The new exhibit, Tiger Territory, has been opened today by Prince Philip the Duke of Edinburgh, before it welcomes its first public visitors in two days time. It will be the new home to critically-endangered Sumatran tigers. The 186-year-old premises have undergone a massive redevelopment to make way for the 2,500sqm (27,000sqft) enclosure.
Visitors are promised a wonderful journey through an Indonesian habitat, coming face-to-face with beautiful tigers in an exhibit designed with London Zoo’s team of tiger keepers, conservationists and experts to ensure that it perfectly suits the big cats’ needs. The project is the biggest undertaking since the construction of Gorilla Kingdom in 2007, costing an estimated £3.6m and taking six months to complete.
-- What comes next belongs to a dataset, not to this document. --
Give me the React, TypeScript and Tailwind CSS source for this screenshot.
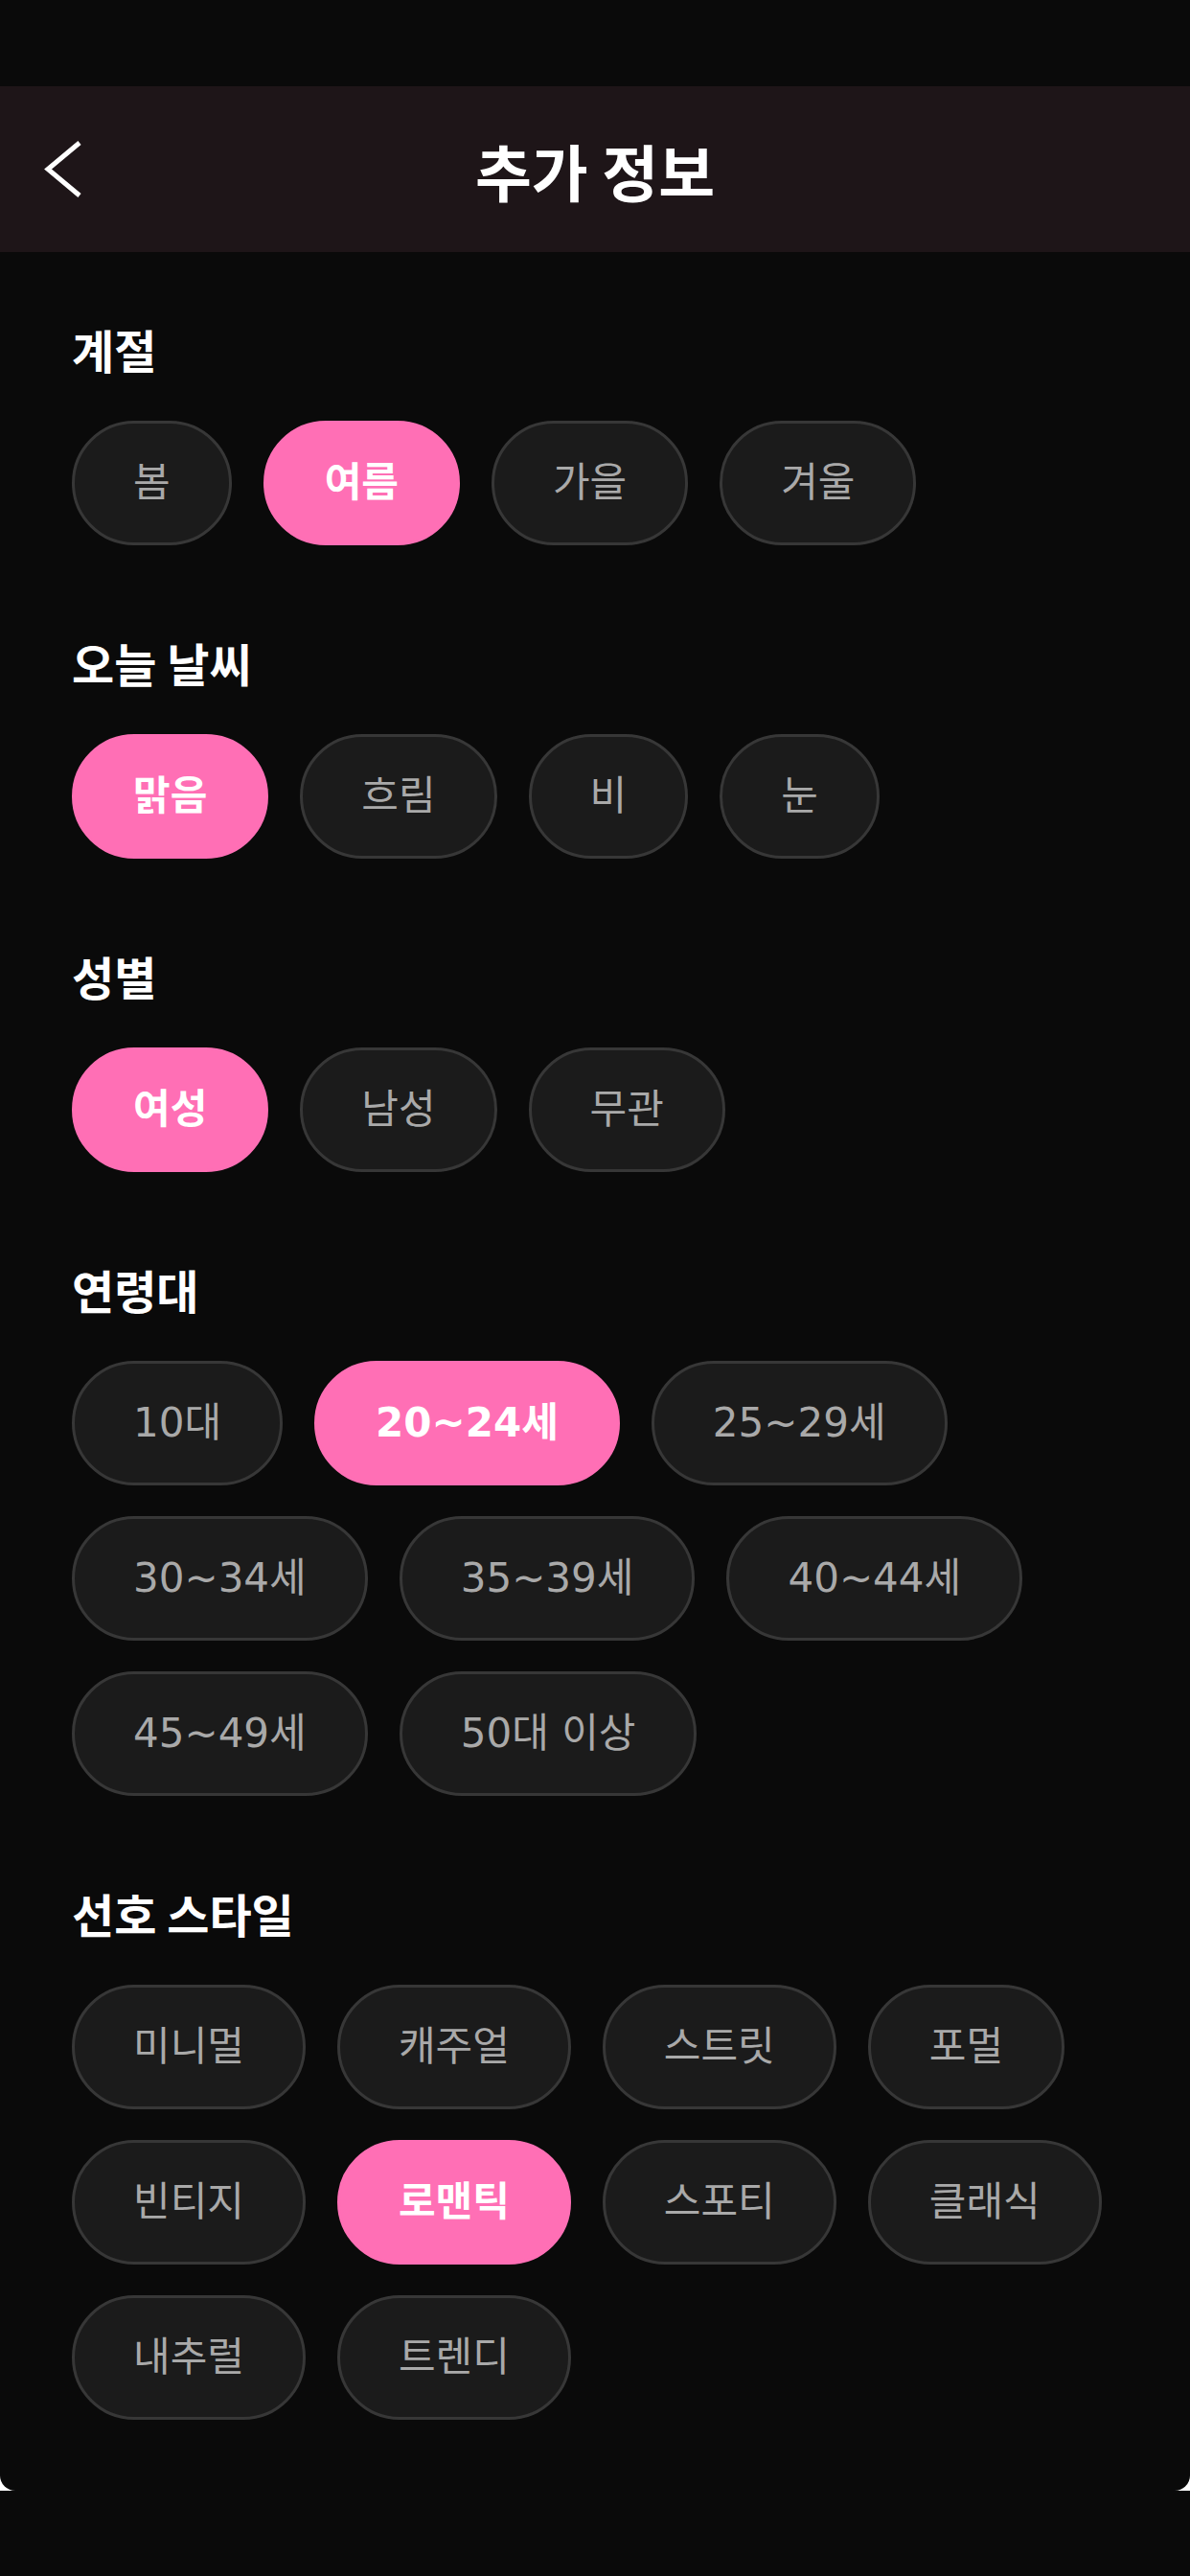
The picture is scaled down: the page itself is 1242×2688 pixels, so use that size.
import React from "react";

type Section = { title: string; items: string[]; selected: string };

const sections: Section[] = [
  { title: "계절", items: ["봄", "여름", "가을", "겨울"], selected: "여름" },
  { title: "오늘 날씨", items: ["맑음", "흐림", "비", "눈"], selected: "맑음" },
  { title: "성별", items: ["여성", "남성", "무관"], selected: "여성" },
  {
    title: "연령대",
    items: ["10대", "20~24세", "25~29세", "30~34세", "35~39세", "40~44세", "45~49세", "50대 이상"],
    selected: "20~24세",
  },
  {
    title: "선호 스타일",
    items: ["미니멀", "캐주얼", "스트릿", "포멀", "빈티지", "로맨틱", "스포티", "클래식", "내추럴", "트렌디"],
    selected: "로맨틱",
  },
];

function Chip({ label, active }: { label: string; active: boolean }) {
  return (
    <div
      className={
        active
          ? "h-[130px] px-[61px] rounded-full border-[3px] border-[#ff6fb5] bg-[#ff6fb5] flex items-center justify-center text-white font-bold text-[42px] leading-none whitespace-nowrap font-['DejaVu_Sans','Noto_Sans_CJK_KR',sans-serif]"
          : "h-[130px] px-[61px] rounded-full border-[3px] border-[#373737] bg-[#1b1b1b] flex items-center justify-center text-[#a9a9a9] font-normal text-[42px] leading-none whitespace-nowrap font-['DejaVu_Sans','Noto_Sans_CJK_KR',sans-serif]"
      }
    >
      {label}
    </div>
  );
}

export default function App() {
  return (
    <div className="min-h-[2688px] w-full bg-[#0a0a0a] font-['Noto_Sans_CJK_KR',sans-serif]">
      <div className="bg-white">
        <div className="bg-[#0a0a0a] rounded-b-[16px]">
          <div className="h-[90px]" />
          <header className="h-[173px] bg-[#1e1518] px-[45px] grid grid-cols-[1fr_auto_1fr] items-center">
            <div className="justify-self-start">
              <svg width="44" height="64" viewBox="0 0 44 64" fill="none">
                <path d="M38 4 L5 31.5 L38 59" stroke="white" strokeWidth="5" strokeLinecap="butt" strokeLinejoin="miter" />
              </svg>
            </div>
            <h1 className="text-white text-[64px] font-bold leading-none">추가 정보</h1>
            <div />
          </header>
          <main className="px-[75px] pt-[71px] pb-[74px] flex flex-col gap-[92px]">
            {sections.map((s) => (
              <section key={s.title}>
                <h2 className="h-[60px] mb-[45px] flex items-center text-white text-[48px] font-bold leading-none">
                  {s.title}
                </h2>
                <div className="flex flex-wrap gap-x-[33px] gap-y-[32px]">
                  {s.items.map((it) => (
                    <Chip key={it} label={it} active={it === s.selected} />
                  ))}
                </div>
              </section>
            ))}
          </main>
        </div>
      </div>
    </div>
  );
}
The Tiger Territory enclosure offers elevated platforms and trees to encourage the tigers to climb as well as features such as a swimming pool and heated rocks. Architect Michael Kozdon explains how the enclose is designed to fade into the background; “In the past animal enclosures were all about creating an iconic architectural statement. Now the emphasis is on animal welfare, on bringing visitors as close to the creatures as possible. Our aim is to disappear.”
The enclosure was built largely as a result of a public fundraising campaign, with Jae Jae and Melati being its first residents. The Zoo are hoping to be able to hoping to breed the tigers and learn more about their behaviour to apply it to field conservation projects. There are fewer than 400 Sumatran tigers remaining in forests in Indonesia with deforestation and poaching meaning the tiger is dangerously close to extinction.
London Zoo is famous for many architectural marvels, perhaps the most popular of which being the penguin pool, designed by the Russian Berthold Lubetkin. It was unveiled in 1934 and featured a spiral-ramped helix, over the pool. Unfortunately, it now sits empty as the bright white surfaces apparently damaged the penguins’ eyes, and the concrete was too hard on their feet. The tiger enclosure is unlikely to draw the crowds for its architectural opulence, however, putting the tigers at the front and centre as well as ensuring their comfort, is an architectural feat in itself.